When you're holding the ghosts of past relationships in your hands like that, isn't it kind of dazzling how exhausting it all is...and that we come back for more?

Your past self seems to know you pretty well. That's something. My past self probably wouldn't recognize me in a police line-up.

Karen (formerly kcinnova) said...

Yeah, those former relationships leave a lot of loose threads and thoughts in the brain. Even now (despite the fact that a former boyfriend attended my wedding 25 years ago).

I'm glad things are coming around for you.

Anonymous said...

whoa dude. you get with a lot of guys. I kind of pity you.

Jo said...

About the last 2 comments--I wasn't going to say anything because (1) might be an inside joke with weirdo friends, and (2) I'm a psycho magnet too & my quota's already full for the year.

It's the "goddam' whore" bit that gets me, and not only because the apostrophe is used incorrectly. Men who hate women say this. Women who hate themselves say this about other women.

Reich is crazy as fuck.

Knight said...

Ha, thanks Jo. Reich is crazy as fuck which is why I love him. He is just being sarcastic towards the anon comment which I can only assume is a random troll.

As for the troll, if they think that's a lot of guys...I kind of pity them.

Jo said...

I'm so relieved. Telling people to fuck off is becoming a full-time job.

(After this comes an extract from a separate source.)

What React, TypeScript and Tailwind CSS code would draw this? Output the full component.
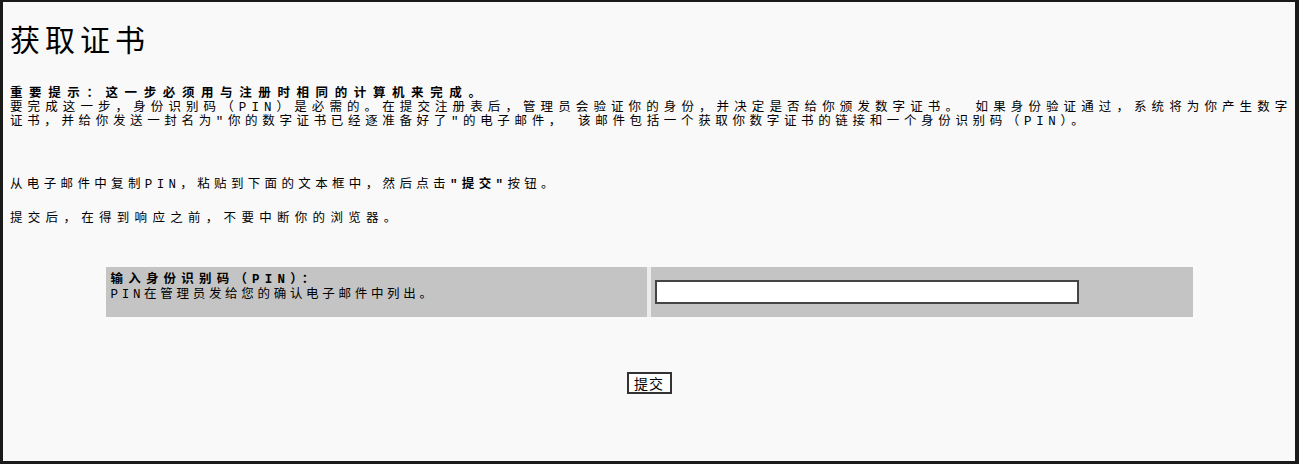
import React from "react";

const font = { fontFamily: '"Noto Sans CJK SC", "Noto Sans", sans-serif' };
const bodyFont = { fontFamily: '"Liberation Mono", "Noto Sans CJK SC", monospace' };

export default function App() {
  return (
    <div
      style={font}
      className="w-[1299px] h-[464px] overflow-hidden bg-[#f9f9f9] text-black border-l-[3px] border-t-2 border-r-[4px] border-b-[3px] border-[#1a1a1a] box-border"
    >
      <div className="flex flex-col pl-[7px] pt-[19px]">
        <h1 className="text-[30px] leading-[34px] tracking-[5px] font-normal whitespace-nowrap">获取证书</h1>

        <div style={bodyFont} className="mt-[32px] text-[12.5px] leading-[14px] whitespace-nowrap">
          <div className="font-bold tracking-[6.6px]">重要提示：这一步必须用与注册时相同的计算机来完成。</div>
          <div className="tracking-[5.1px]">要完成这一步，身份识别码（PIN）是必需的。在提交注册表后，管理员会验证你的身份，并决定是否给你颁发数字证书。 如果身份验证通过，系统将为你产生数字</div>
          <div className="tracking-[4.65px]">证书，并给你发送一封名为"你的数字证书已经逐准备好了"的电子邮件， 该邮件包括一个获取你数字证书的链接和一个身份识别码（PIN）。</div>
        </div>

        <div style={bodyFont} className="mt-[49px] text-[12.5px] leading-[14px] tracking-[4.35px] whitespace-nowrap">
          从电子邮件中复制PIN，粘贴到下面的文本框中，然后点击<span className="font-bold">"提交"</span>按钮。
        </div>

        <div style={bodyFont} className="mt-[19.5px] text-[12.5px] leading-[14px] tracking-[5.3px] whitespace-nowrap">
          提交后，在得到响应之前，不要中断你的浏览器。
        </div>
      </div>

      <div className="mt-[41.5px] mx-auto w-[1087px] grid grid-cols-2 gap-x-[4px] bg-[#ececec]">
        <div style={bodyFont} className="h-[50px] bg-[#c4c4c4] pl-[5px] pt-[6px] text-[12.5px] leading-[15px] whitespace-nowrap">
          <div className="font-bold tracking-[5.2px]">输入身份识别码（PIN）：</div>
          <div className="tracking-[3.7px]">PIN在管理员发给您的确认电子邮件中列出。</div>
        </div>
        <div className="h-[50px] bg-[#c4c4c4] pl-[4px] pt-[13px]">
          <input
            type="text"
            className="block w-[424px] h-[24px] bg-white border-2 border-[#444] outline-none"
          />
        </div>
      </div>

      <div className="mt-[55px] flex justify-center">
        <button
          type="button"
          style={font}
          className="w-[45px] h-[22px] bg-white border-2 border-[#333] text-[14px] leading-[16px] tracking-[1px] text-black flex items-center justify-center"
        >
          提交
        </button>
      </div>
    </div>
  );
}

Sorry Reich...get on with the crazy!

reich said...

I wasn't being sarcastic, everyone that starts a comment with "whoa dude" is my hero. I wish I could pull it off.

Knight said...

Reich, get back in your cage.

reich said...

Ok.

Knight said...

Thanks Anon. Luckily I'm a comment whore as well so this is working out in my favor.

Jo said...

Is this what riding on the subway is like?

reich said...

Anonymous, much like the recent same-titled Shakespeare-inspired controversial film, is a riveting mix of audacity and insight. While some critics might at times consider the movie quite radical with certain hypothesis and conclusions, it most certainly does raise a number of poignant questions, and we will never cease to be grateful for such an enlightened and enlightening commentary. I also have to add, though, that I do have a question of my own: I get that someone that goes out of his way to hurt someone thusly, is almost child-like in his mindlessness, and like children he is understandably riddled with pre-sexual fixations gravitating around the male genitalia, but for someone so keen on the male organ, why does he make no reference to his obvious and scientifically intriguing lack of balls?